EXERCISE DESCRIPTION: Write out each line word for word. Drop pictures.

Start

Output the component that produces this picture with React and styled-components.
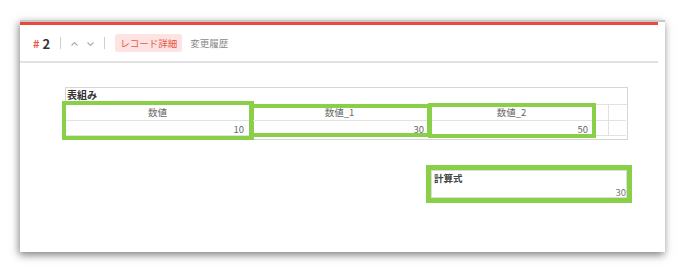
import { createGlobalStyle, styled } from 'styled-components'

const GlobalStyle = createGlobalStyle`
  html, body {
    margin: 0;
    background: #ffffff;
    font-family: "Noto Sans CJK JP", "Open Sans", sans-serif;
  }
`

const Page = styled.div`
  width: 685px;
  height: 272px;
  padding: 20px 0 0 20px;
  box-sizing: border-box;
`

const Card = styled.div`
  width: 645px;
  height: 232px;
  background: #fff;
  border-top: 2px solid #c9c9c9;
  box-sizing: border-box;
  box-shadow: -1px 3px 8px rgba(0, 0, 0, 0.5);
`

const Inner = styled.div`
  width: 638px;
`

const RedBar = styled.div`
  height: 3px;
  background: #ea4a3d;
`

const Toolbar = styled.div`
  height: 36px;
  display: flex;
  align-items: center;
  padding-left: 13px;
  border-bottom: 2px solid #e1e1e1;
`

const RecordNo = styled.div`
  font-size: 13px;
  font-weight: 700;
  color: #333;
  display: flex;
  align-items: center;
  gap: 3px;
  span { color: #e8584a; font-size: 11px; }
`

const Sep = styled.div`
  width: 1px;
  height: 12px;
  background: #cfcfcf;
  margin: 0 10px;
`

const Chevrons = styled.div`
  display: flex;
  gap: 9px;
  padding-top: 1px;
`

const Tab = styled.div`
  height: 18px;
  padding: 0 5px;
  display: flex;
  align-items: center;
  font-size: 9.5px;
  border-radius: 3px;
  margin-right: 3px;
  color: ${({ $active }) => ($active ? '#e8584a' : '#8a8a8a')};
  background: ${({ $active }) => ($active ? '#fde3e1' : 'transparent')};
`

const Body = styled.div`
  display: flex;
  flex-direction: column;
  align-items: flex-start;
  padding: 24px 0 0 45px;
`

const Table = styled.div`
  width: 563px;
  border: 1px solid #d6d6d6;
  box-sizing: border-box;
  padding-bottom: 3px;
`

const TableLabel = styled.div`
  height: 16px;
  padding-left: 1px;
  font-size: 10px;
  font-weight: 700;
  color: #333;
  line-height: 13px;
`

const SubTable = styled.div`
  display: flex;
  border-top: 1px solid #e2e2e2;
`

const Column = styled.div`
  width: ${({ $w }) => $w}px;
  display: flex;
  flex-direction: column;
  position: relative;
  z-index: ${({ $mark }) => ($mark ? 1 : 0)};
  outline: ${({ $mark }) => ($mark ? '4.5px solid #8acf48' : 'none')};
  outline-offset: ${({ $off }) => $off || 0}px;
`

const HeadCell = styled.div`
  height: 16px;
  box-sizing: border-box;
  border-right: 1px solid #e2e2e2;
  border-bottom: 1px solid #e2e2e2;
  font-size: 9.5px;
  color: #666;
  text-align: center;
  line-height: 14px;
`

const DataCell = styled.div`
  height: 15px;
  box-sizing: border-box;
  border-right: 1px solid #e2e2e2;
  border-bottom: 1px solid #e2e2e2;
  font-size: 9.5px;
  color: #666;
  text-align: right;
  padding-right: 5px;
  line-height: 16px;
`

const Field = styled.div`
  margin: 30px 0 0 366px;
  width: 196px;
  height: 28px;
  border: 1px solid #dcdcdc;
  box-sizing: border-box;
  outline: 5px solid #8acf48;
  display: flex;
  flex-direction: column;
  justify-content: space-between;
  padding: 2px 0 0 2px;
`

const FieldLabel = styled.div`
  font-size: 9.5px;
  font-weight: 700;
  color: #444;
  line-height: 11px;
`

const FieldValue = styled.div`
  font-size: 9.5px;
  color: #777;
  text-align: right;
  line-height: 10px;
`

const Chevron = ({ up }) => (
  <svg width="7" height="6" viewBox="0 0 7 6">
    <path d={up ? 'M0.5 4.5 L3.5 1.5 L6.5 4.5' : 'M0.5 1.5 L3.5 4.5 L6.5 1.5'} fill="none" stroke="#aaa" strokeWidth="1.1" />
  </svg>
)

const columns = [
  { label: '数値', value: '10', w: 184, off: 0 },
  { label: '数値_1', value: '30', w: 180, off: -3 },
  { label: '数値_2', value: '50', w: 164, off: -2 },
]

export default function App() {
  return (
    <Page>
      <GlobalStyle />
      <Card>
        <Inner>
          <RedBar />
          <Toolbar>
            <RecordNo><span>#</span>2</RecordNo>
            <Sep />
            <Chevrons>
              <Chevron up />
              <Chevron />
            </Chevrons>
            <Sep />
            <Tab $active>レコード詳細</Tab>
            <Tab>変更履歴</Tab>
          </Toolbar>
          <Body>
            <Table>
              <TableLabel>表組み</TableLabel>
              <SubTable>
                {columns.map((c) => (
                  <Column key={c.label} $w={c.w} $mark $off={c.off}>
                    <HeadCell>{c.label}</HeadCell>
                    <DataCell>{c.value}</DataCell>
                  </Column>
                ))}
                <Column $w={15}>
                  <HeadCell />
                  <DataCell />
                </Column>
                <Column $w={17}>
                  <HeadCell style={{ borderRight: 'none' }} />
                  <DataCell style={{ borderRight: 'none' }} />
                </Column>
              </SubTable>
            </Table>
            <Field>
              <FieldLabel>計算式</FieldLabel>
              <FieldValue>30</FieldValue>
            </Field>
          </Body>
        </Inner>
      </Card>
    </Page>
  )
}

End

ANSWER TO THIS TASK:
Output the component that produces this picture with React and styled-components.
import { createGlobalStyle, styled } from 'styled-components'

const GlobalStyle = createGlobalStyle`
  html, body {
    margin: 0;
    background: #ffffff;
    font-family: "Noto Sans CJK JP", "Open Sans", sans-serif;
  }
`

const Page = styled.div`
  width: 685px;
  height: 272px;
  padding: 20px 0 0 20px;
  box-sizing: border-box;
`

const Card = styled.div`
  width: 645px;
  height: 232px;
  background: #fff;
  border-top: 2px solid #c9c9c9;
  box-sizing: border-box;
  box-shadow: -1px 3px 8px rgba(0, 0, 0, 0.5);
`

const Inner = styled.div`
  width: 638px;
`

const RedBar = styled.div`
  height: 3px;
  background: #ea4a3d;
`

const Toolbar = styled.div`
  height: 36px;
  display: flex;
  align-items: center;
  padding-left: 13px;
  border-bottom: 2px solid #e1e1e1;
`

const RecordNo = styled.div`
  font-size: 13px;
  font-weight: 700;
  color: #333;
  display: flex;
  align-items: center;
  gap: 3px;
  span { color: #e8584a; font-size: 11px; }
`

const Sep = styled.div`
  width: 1px;
  height: 12px;
  background: #cfcfcf;
  margin: 0 10px;
`

const Chevrons = styled.div`
  display: flex;
  gap: 9px;
  padding-top: 1px;
`

const Tab = styled.div`
  height: 18px;
  padding: 0 5px;
  display: flex;
  align-items: center;
  font-size: 9.5px;
  border-radius: 3px;
  margin-right: 3px;
  color: ${({ $active }) => ($active ? '#e8584a' : '#8a8a8a')};
  background: ${({ $active }) => ($active ? '#fde3e1' : 'transparent')};
`

const Body = styled.div`
  display: flex;
  flex-direction: column;
  align-items: flex-start;
  padding: 24px 0 0 45px;
`

const Table = styled.div`
  width: 563px;
  border: 1px solid #d6d6d6;
  box-sizing: border-box;
  padding-bottom: 3px;
`

const TableLabel = styled.div`
  height: 16px;
  padding-left: 1px;
  font-size: 10px;
  font-weight: 700;
  color: #333;
  line-height: 13px;
`

const SubTable = styled.div`
  display: flex;
  border-top: 1px solid #e2e2e2;
`

const Column = styled.div`
  width: ${({ $w }) => $w}px;
  display: flex;
  flex-direction: column;
  position: relative;
  z-index: ${({ $mark }) => ($mark ? 1 : 0)};
  outline: ${({ $mark }) => ($mark ? '4.5px solid #8acf48' : 'none')};
  outline-offset: ${({ $off }) => $off || 0}px;
`

const HeadCell = styled.div`
  height: 16px;
  box-sizing: border-box;
  border-right: 1px solid #e2e2e2;
  border-bottom: 1px solid #e2e2e2;
  font-size: 9.5px;
  color: #666;
  text-align: center;
  line-height: 14px;
`

const DataCell = styled.div`
  height: 15px;
  box-sizing: border-box;
  border-right: 1px solid #e2e2e2;
  border-bottom: 1px solid #e2e2e2;
  font-size: 9.5px;
  color: #666;
  text-align: right;
  padding-right: 5px;
  line-height: 16px;
`

const Field = styled.div`
  margin: 30px 0 0 366px;
  width: 196px;
  height: 28px;
  border: 1px solid #dcdcdc;
  box-sizing: border-box;
  outline: 5px solid #8acf48;
  display: flex;
  flex-direction: column;
  justify-content: space-between;
  padding: 2px 0 0 2px;
`

const FieldLabel = styled.div`
  font-size: 9.5px;
  font-weight: 700;
  color: #444;
  line-height: 11px;
`

const FieldValue = styled.div`
  font-size: 9.5px;
  color: #777;
  text-align: right;
  line-height: 10px;
`

const Chevron = ({ up }) => (
  <svg width="7" height="6" viewBox="0 0 7 6">
    <path d={up ? 'M0.5 4.5 L3.5 1.5 L6.5 4.5' : 'M0.5 1.5 L3.5 4.5 L6.5 1.5'} fill="none" stroke="#aaa" strokeWidth="1.1" />
  </svg>
)

const columns = [
  { label: '数値', value: '10', w: 184, off: 0 },
  { label: '数値_1', value: '30', w: 180, off: -3 },
  { label: '数値_2', value: '50', w: 164, off: -2 },
]

export default function App() {
  return (
    <Page>
      <GlobalStyle />
      <Card>
        <Inner>
          <RedBar />
          <Toolbar>
            <RecordNo><span>#</span>2</RecordNo>
            <Sep />
            <Chevrons>
              <Chevron up />
              <Chevron />
            </Chevrons>
            <Sep />
            <Tab $active>レコード詳細</Tab>
            <Tab>変更履歴</Tab>
          </Toolbar>
          <Body>
            <Table>
              <TableLabel>表組み</TableLabel>
              <SubTable>
                {columns.map((c) => (
                  <Column key={c.label} $w={c.w} $mark $off={c.off}>
                    <HeadCell>{c.label}</HeadCell>
                    <DataCell>{c.value}</DataCell>
                  </Column>
                ))}
                <Column $w={15}>
                  <HeadCell />
                  <DataCell />
                </Column>
                <Column $w={17}>
                  <HeadCell style={{ borderRight: 'none' }} />
                  <DataCell style={{ borderRight: 'none' }} />
                </Column>
              </SubTable>
            </Table>
            <Field>
              <FieldLabel>計算式</FieldLabel>
              <FieldValue>30</FieldValue>
            </Field>
          </Body>
        </Inner>
      </Card>
    </Page>
  )
}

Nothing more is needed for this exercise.